# What you have to do
Every line below is to be copied exactly, with the pictures left out.

++++++++++

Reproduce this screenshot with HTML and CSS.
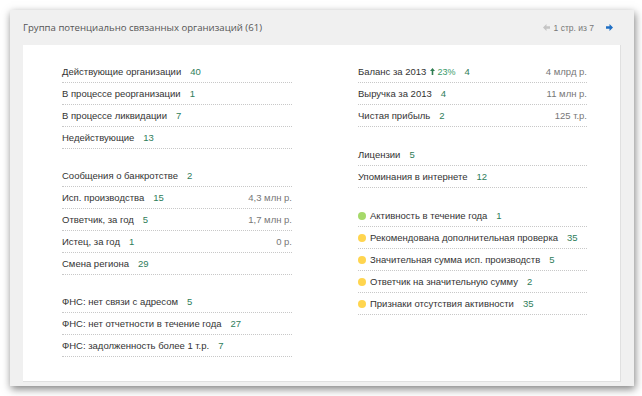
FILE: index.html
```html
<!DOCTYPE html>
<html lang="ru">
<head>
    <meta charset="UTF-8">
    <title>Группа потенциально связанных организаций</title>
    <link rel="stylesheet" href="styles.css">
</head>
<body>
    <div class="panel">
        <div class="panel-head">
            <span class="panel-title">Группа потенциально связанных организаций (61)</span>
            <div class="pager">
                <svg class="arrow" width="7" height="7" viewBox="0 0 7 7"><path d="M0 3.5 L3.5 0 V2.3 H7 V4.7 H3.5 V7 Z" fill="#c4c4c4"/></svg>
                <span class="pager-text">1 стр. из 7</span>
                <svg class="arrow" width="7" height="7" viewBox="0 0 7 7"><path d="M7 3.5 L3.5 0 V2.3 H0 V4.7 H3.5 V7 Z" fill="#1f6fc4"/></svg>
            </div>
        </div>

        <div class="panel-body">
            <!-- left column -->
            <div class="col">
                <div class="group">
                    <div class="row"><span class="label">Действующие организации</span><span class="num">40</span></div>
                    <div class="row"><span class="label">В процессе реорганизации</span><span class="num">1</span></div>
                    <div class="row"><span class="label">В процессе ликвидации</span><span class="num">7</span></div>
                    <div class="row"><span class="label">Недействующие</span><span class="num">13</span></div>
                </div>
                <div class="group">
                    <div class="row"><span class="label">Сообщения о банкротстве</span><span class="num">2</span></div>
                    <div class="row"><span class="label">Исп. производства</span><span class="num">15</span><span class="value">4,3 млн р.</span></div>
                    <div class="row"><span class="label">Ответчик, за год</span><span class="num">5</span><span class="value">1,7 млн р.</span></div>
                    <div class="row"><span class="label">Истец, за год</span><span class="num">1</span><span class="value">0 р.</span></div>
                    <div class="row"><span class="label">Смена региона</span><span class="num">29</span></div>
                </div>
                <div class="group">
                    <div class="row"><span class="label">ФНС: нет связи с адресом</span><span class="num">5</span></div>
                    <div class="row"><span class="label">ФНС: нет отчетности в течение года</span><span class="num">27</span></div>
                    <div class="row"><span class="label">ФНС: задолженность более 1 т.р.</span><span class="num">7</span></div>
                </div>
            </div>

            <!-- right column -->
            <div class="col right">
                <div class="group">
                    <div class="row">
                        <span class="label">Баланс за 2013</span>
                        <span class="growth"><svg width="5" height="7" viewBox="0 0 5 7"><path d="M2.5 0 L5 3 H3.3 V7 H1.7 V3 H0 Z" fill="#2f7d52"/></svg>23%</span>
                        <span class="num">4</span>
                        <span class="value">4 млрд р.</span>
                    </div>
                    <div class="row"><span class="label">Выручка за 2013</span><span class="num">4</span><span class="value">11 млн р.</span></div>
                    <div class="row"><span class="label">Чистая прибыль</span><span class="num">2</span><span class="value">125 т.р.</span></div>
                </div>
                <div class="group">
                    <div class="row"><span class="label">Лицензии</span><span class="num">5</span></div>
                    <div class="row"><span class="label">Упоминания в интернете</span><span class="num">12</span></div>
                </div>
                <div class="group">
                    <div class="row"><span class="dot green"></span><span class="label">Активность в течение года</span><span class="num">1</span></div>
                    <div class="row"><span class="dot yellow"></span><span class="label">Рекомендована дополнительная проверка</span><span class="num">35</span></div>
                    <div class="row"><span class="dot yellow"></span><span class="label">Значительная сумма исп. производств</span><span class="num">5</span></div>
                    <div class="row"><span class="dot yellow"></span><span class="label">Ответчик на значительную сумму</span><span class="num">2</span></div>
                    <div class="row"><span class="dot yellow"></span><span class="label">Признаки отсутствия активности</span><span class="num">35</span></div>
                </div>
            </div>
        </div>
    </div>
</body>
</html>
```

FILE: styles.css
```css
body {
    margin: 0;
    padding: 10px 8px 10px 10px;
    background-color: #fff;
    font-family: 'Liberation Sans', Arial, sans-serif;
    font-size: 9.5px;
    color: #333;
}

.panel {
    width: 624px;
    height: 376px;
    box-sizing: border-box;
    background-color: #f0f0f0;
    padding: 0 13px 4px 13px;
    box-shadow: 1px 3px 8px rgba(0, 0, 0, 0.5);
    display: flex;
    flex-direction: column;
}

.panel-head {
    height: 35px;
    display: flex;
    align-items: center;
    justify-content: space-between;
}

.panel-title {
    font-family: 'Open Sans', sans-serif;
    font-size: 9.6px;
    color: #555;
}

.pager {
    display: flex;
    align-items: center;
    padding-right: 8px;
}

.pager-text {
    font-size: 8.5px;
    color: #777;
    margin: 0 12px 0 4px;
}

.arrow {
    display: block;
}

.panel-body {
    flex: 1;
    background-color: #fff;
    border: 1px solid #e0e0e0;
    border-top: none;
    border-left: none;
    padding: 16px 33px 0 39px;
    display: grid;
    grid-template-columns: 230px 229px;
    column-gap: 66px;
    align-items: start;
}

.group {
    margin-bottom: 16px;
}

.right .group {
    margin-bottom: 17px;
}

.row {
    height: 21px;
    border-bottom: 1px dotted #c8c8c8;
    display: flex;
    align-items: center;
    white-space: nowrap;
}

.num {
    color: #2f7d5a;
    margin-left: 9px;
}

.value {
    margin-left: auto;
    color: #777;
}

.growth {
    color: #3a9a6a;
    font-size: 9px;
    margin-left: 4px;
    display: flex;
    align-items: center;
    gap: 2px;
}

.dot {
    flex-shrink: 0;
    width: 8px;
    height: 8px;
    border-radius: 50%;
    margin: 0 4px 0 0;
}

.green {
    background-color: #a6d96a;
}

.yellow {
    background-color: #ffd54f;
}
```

++++++++++

# Output
Reproduce this screenshot with HTML and CSS.
FILE: index.html
```html
<!DOCTYPE html>
<html lang="ru">
<head>
    <meta charset="UTF-8">
    <title>Группа потенциально связанных организаций</title>
    <link rel="stylesheet" href="styles.css">
</head>
<body>
    <div class="panel">
        <div class="panel-head">
            <span class="panel-title">Группа потенциально связанных организаций (61)</span>
            <div class="pager">
                <svg class="arrow" width="7" height="7" viewBox="0 0 7 7"><path d="M0 3.5 L3.5 0 V2.3 H7 V4.7 H3.5 V7 Z" fill="#c4c4c4"/></svg>
                <span class="pager-text">1 стр. из 7</span>
                <svg class="arrow" width="7" height="7" viewBox="0 0 7 7"><path d="M7 3.5 L3.5 0 V2.3 H0 V4.7 H3.5 V7 Z" fill="#1f6fc4"/></svg>
            </div>
        </div>

        <div class="panel-body">
            <!-- left column -->
            <div class="col">
                <div class="group">
                    <div class="row"><span class="label">Действующие организации</span><span class="num">40</span></div>
                    <div class="row"><span class="label">В процессе реорганизации</span><span class="num">1</span></div>
                    <div class="row"><span class="label">В процессе ликвидации</span><span class="num">7</span></div>
                    <div class="row"><span class="label">Недействующие</span><span class="num">13</span></div>
                </div>
                <div class="group">
                    <div class="row"><span class="label">Сообщения о банкротстве</span><span class="num">2</span></div>
                    <div class="row"><span class="label">Исп. производства</span><span class="num">15</span><span class="value">4,3 млн р.</span></div>
                    <div class="row"><span class="label">Ответчик, за год</span><span class="num">5</span><span class="value">1,7 млн р.</span></div>
                    <div class="row"><span class="label">Истец, за год</span><span class="num">1</span><span class="value">0 р.</span></div>
                    <div class="row"><span class="label">Смена региона</span><span class="num">29</span></div>
                </div>
                <div class="group">
                    <div class="row"><span class="label">ФНС: нет связи с адресом</span><span class="num">5</span></div>
                    <div class="row"><span class="label">ФНС: нет отчетности в течение года</span><span class="num">27</span></div>
                    <div class="row"><span class="label">ФНС: задолженность более 1 т.р.</span><span class="num">7</span></div>
                </div>
            </div>

            <!-- right column -->
            <div class="col right">
                <div class="group">
                    <div class="row">
                        <span class="label">Баланс за 2013</span>
                        <span class="growth"><svg width="5" height="7" viewBox="0 0 5 7"><path d="M2.5 0 L5 3 H3.3 V7 H1.7 V3 H0 Z" fill="#2f7d52"/></svg>23%</span>
                        <span class="num">4</span>
                        <span class="value">4 млрд р.</span>
                    </div>
                    <div class="row"><span class="label">Выручка за 2013</span><span class="num">4</span><span class="value">11 млн р.</span></div>
                    <div class="row"><span class="label">Чистая прибыль</span><span class="num">2</span><span class="value">125 т.р.</span></div>
                </div>
                <div class="group">
                    <div class="row"><span class="label">Лицензии</span><span class="num">5</span></div>
                    <div class="row"><span class="label">Упоминания в интернете</span><span class="num">12</span></div>
                </div>
                <div class="group">
                    <div class="row"><span class="dot green"></span><span class="label">Активность в течение года</span><span class="num">1</span></div>
                    <div class="row"><span class="dot yellow"></span><span class="label">Рекомендована дополнительная проверка</span><span class="num">35</span></div>
                    <div class="row"><span class="dot yellow"></span><span class="label">Значительная сумма исп. производств</span><span class="num">5</span></div>
                    <div class="row"><span class="dot yellow"></span><span class="label">Ответчик на значительную сумму</span><span class="num">2</span></div>
                    <div class="row"><span class="dot yellow"></span><span class="label">Признаки отсутствия активности</span><span class="num">35</span></div>
                </div>
            </div>
        </div>
    </div>
</body>
</html>
```

FILE: styles.css
```css
body {
    margin: 0;
    padding: 10px 8px 10px 10px;
    background-color: #fff;
    font-family: 'Liberation Sans', Arial, sans-serif;
    font-size: 9.5px;
    color: #333;
}

.panel {
    width: 624px;
    height: 376px;
    box-sizing: border-box;
    background-color: #f0f0f0;
    padding: 0 13px 4px 13px;
    box-shadow: 1px 3px 8px rgba(0, 0, 0, 0.5);
    display: flex;
    flex-direction: column;
}

.panel-head {
    height: 35px;
    display: flex;
    align-items: center;
    justify-content: space-between;
}

.panel-title {
    font-family: 'Open Sans', sans-serif;
    font-size: 9.6px;
    color: #555;
}

.pager {
    display: flex;
    align-items: center;
    padding-right: 8px;
}

.pager-text {
    font-size: 8.5px;
    color: #777;
    margin: 0 12px 0 4px;
}

.arrow {
    display: block;
}

.panel-body {
    flex: 1;
    background-color: #fff;
    border: 1px solid #e0e0e0;
    border-top: none;
    border-left: none;
    padding: 16px 33px 0 39px;
    display: grid;
    grid-template-columns: 230px 229px;
    column-gap: 66px;
    align-items: start;
}

.group {
    margin-bottom: 16px;
}

.right .group {
    margin-bottom: 17px;
}

.row {
    height: 21px;
    border-bottom: 1px dotted #c8c8c8;
    display: flex;
    align-items: center;
    white-space: nowrap;
}

.num {
    color: #2f7d5a;
    margin-left: 9px;
}

.value {
    margin-left: auto;
    color: #777;
}

.growth {
    color: #3a9a6a;
    font-size: 9px;
    margin-left: 4px;
    display: flex;
    align-items: center;
    gap: 2px;
}

.dot {
    flex-shrink: 0;
    width: 8px;
    height: 8px;
    border-radius: 50%;
    margin: 0 4px 0 0;
}

.green {
    background-color: #a6d96a;
}

.yellow {
    background-color: #ffd54f;
}
```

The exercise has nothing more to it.